The contrast between Nixon - guilty of crimes and facing the consequences for them - and Clinton - guilty of arguable greater crimes, but given a "pass" by the public and largely shielded from the consequences of his actions - is great. Historian Barry Werth describes the "imperial" personality which ultimately cost Nixon his job:

On his last morning in power, President Richard Nixon arose in the predawn darkness after just a few hours of sleep. He ordered his favorite breakfast of poached eggs and corned-beef hash served to him, alone, in the Lincoln sitting room, the same room where twenty-two months earlier he had retreated by himself to watch on TV as he and Vice President Spiro Agnew were reelected in one of the greatest landslides in American history. The most inward, solitary, and reclusive of presidents - who paradoxically was determined to ensure that every word he spoke, and that was spoken to him, was recorded for history - Nixon to a rare degree determined exactly what he hoped to do and say in public beforehand, by himself, by filling yellow legal pads with notes, arguments, talking points, and exhortations to himself. In a few hours he would say good-bye to the people whom he most depended upon, and whom he'd most let down, betrayed, disappointed, and infuriated - his top administration, who'd served and defended him through the agonies of Watergate and Vietnam.

Nixon's last breakfast as president was on Friday, August 9, 1974. He would resign from office later that day.

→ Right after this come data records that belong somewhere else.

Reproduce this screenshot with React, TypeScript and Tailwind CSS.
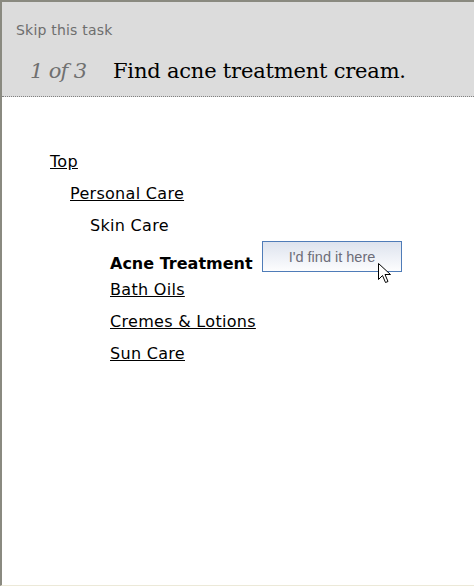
import React from 'react';

const verdana = { fontFamily: '"DejaVu Sans", Verdana, sans-serif' };

function Cursor() {
  return (
    <svg width="13" height="21" viewBox="0 0 13 21" className="absolute left-[115px] top-[21px]">
      <path d="M0.5 0.5 L0.5 16.5 L4.5 12.5 L7.5 19.5 L10 18.5 L7 11.5 L12.5 11.5 Z" fill="#fff" stroke="#000" strokeWidth="1" strokeLinejoin="miter" />
    </svg>
  );
}

export default function App() {
  return (
    <div className="w-[474px] h-[586px] overflow-hidden bg-white border-l-2 border-t-2 border-l-[#8a8a80] border-t-[#8a8a80] border-b border-b-[#ece9d8] box-border">
      <div className="h-[95px] bg-[#dcdcdc] border-b border-dotted border-[#808080] pl-[14px]">
        <div className="pt-[19px] text-[14px] leading-[18px] tracking-[0.2px] text-[#6e6e6e]" style={verdana}>
          Skip this task
        </div>
        <div className="flex items-baseline mt-[17px] font-['DejaVu_Serif',Georgia,serif]">
          <span className="ml-[14px] w-[83px] italic text-[21px] text-[#707070] tracking-[-0.7px]">1 of 3</span>
          <span className="text-[21px] text-black tracking-[-0.2px]">Find acne treatment cream.</span>
        </div>
      </div>

      <div className="pt-[49px] pl-[48px] text-[16px] tracking-[0.3px] text-black" style={verdana}>
        <div className="h-[32px] leading-[32px]"><a className="underline">Top</a></div>
        <div className="h-[32px] leading-[32px] pl-[20px]"><a className="underline">Personal Care</a></div>
        <div className="h-[32px] leading-[32px] pl-[40px]">Skin Care</div>
        <div className="relative h-[32px] leading-[32px] mt-[6px] pl-[60px]">
          <span className="font-bold tracking-[0px]">Acne Treatment</span>
          <div className="absolute left-[212px] top-[-7px] w-[140px] h-[31px] border border-[#4f7cb8] bg-gradient-to-b from-[#dde3ee] to-[#fdfdfe] flex items-center justify-center font-['Liberation_Sans',Arial,sans-serif] text-[14.5px] leading-[18px] tracking-normal text-[#6d6d78]">
            I'd find it here
            <Cursor />
          </div>
        </div>
        <div className="h-[32px] leading-[32px] pl-[60px] mt-[-6px]"><a className="underline">Bath Oils</a></div>
        <div className="h-[32px] leading-[32px] pl-[60px]"><a className="underline">Cremes &amp; Lotions</a></div>
        <div className="h-[32px] leading-[32px] pl-[60px]"><a className="underline">Sun Care</a></div>
      </div>
    </div>
  );
}
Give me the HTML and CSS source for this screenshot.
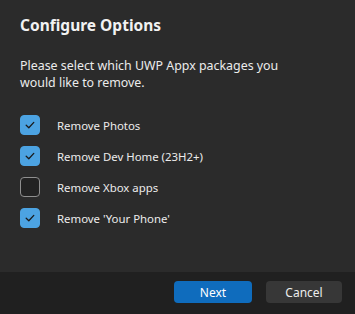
FILE: index.html
```html
<!DOCTYPE html>
<html lang="en">
<head>
  <meta charset="UTF-8">
  <meta name="viewport" content="width=device-width, initial-scale=1.0">
  <title>Configure Options</title>
  <link rel="stylesheet" href="styles.css">
</head>
<body>
  <div class="dialog">
    <div class="content">
      <h1 class="title">Configure Options</h1>
      <p class="desc">Please select which UWP Appx packages you would like to remove.</p>

      <div class="options">
        <label class="option">
          <span class="box checked">
            <svg viewBox="0 0 12 12" width="12" height="12"><path d="M2.2 6.3 L4.8 8.8 L9.8 3.4" /></svg>
          </span>
          <span class="label">Remove Photos</span>
        </label>
        <label class="option">
          <span class="box checked">
            <svg viewBox="0 0 12 12" width="12" height="12"><path d="M2.2 6.3 L4.8 8.8 L9.8 3.4" /></svg>
          </span>
          <span class="label">Remove Dev Home (23H2+)</span>
        </label>
        <label class="option">
          <span class="box"></span>
          <span class="label">Remove Xbox apps</span>
        </label>
        <label class="option">
          <span class="box checked">
            <svg viewBox="0 0 12 12" width="12" height="12"><path d="M2.2 6.3 L4.8 8.8 L9.8 3.4" /></svg>
          </span>
          <span class="label">Remove 'Your Phone'</span>
        </label>
      </div>
    </div>

    <div class="footer">
      <button class="btn primary">Next</button>
      <button class="btn cancel">Cancel</button>
    </div>
  </div>
</body>
</html>
```

FILE: styles.css
```css
html, body {
  margin: 0;
  padding: 0;
  background: #2b2b2b;
}

* {
  box-sizing: border-box;
}

body {
  font-family: "Noto Sans", "Open Sans", sans-serif;
  color: #ffffff;
}

.dialog {
  width: 355px;
  height: 314px;
  display: flex;
  flex-direction: column;
}

.content {
  flex: 1;
  padding: 13px 20px 0 20px;
}

.title {
  font-size: 15.5px;
  font-weight: bold;
  margin: 0;
  line-height: 24px;
  color: #f2f2f2;
}

.desc {
  font-size: 12.4px;
  line-height: 17px;
  margin: 20px 0 0 0;
  width: 278px;
  color: #ececec;
}

.options {
  margin-top: 24px;
  display: flex;
  flex-direction: column;
  gap: 11px;
}

.option {
  display: flex;
  align-items: center;
  height: 20px;
}

.box {
  width: 20px;
  height: 20px;
  border: 1px solid #8f8f8f;
  border-radius: 4px;
  background: #232323;
  display: flex;
  align-items: center;
  justify-content: center;
}

.box.checked {
  background: #4ca3e2;
  border-color: #4ca3e2;
}

.box svg path {
  fill: none;
  stroke: #1a1a1a;
  stroke-width: 1.3;
  stroke-linecap: round;
  stroke-linejoin: round;
}

.label {
  margin-left: 17px;
  font-size: 11.4px;
  color: #ececec;
}

.footer {
  height: 42px;
  background: #202020;
  display: flex;
  justify-content: flex-end;
  align-items: flex-start;
  padding: 9px 13px 0 0;
  gap: 14px;
}

.btn {
  width: 78px;
  height: 22px;
  border: none;
  border-radius: 4px;
  background: #373737;
  color: #ececec;
  font-family: "Noto Sans", "Open Sans", sans-serif;
  font-size: 12px;
  padding: 0;
}

.btn.cancel {
  width: 76px;
}

.btn.primary {
  background: #0f6cbd;
  color: #ffffff;
}
```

It is possible to paint a sympathetic picture of Nixon - the shy introvert who had accidentally hired some unethical leaders in his campaign. Whether or not such a picture is accurate - whether or not Nixon was the criminal we understand him to be - didn't really matter in the end. What mattered was Nixon's failure to charm the American people when he needed it most - a failure due, in part or in whole, to newspaper and television coverage motivated by his political enemies - by the Democrat party eager for Nixon's political demise. They got it.